# Probleme mit LOGIC ich verzweifel!



## saschawilms (16. November 2003)

Hallo Ihr da drausen,,,

Ich habe seit ein paar Monaten ein Aufnahme Gerät und kann damit schöne Spur- aufnahmen machen. Zum Nacharbeiten würde ich gerne Audio Logic 5.1 verwenden. Bis hier noch kein Problem wenn ich mir die Spuren dann auf meinen Rechner hohle was ich mit WaveLab 4.0 mache geht auch noch aber dann. Zuerst hatte ich das Problem das ich keine WAV Dateien in Logic hinzufügen konnte aber ok nach  einigen versuchen ging es dann irgendwie!
Aber nun das Problem wenn ich die Spur anklicke dann läuft auch alles ab aber ich höre nix?
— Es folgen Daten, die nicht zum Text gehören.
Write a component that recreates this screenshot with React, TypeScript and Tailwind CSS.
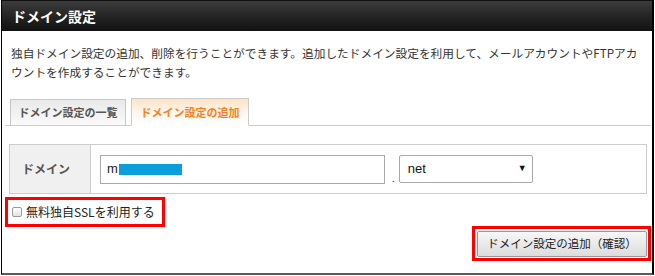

Wenn ich dann das dazu gehörige Metronom einschalte höre ich den klick ? Was tun?

Bitte helft mir, Ja 
Danke für eure mühen!


----------



## eViLaSh (25. November 2003)

also ich kenne mich nich wirklich GUT aus in logic, aber schau doch mal bei dem ausgabe-kanal ob da ein gerät für die ausgabe definiert ist !


weiss aber nich ob das wirklich daran liegt, aber ein versuch wäre es wert


----------



## saschawilms (26. November 2003)

*danke*

danke ich werde es ausprobieren und mich dann wieder melden ich hoffe es lunzt


----------



## BeaTBoxX (26. November 2003)

Wenn du das Metronom hörst, ist der Treiber richtig ausgewaehlt nehme ich an.
Schau mal nach auf _welchen_  Ausgang  du die Audiospur geroutet hast.
Im Environment kannst du bei jeder Spur ein Routingziel angeben, z.B. eine Subgruppe oder eben einen der Ausgaenge. 

Output 1-2 sollte wohl die beste Wahl sein. Ich nehme an, bei dir sind garnicht mehr als diese 2 Ausgaenge vorhanden, es sei denn , du hast ne Wandlerkarte mit  mehr als nur einem Ausgangspaerchen.

Was haste denn fuer ne Soundkarte?


greets

Frank


----------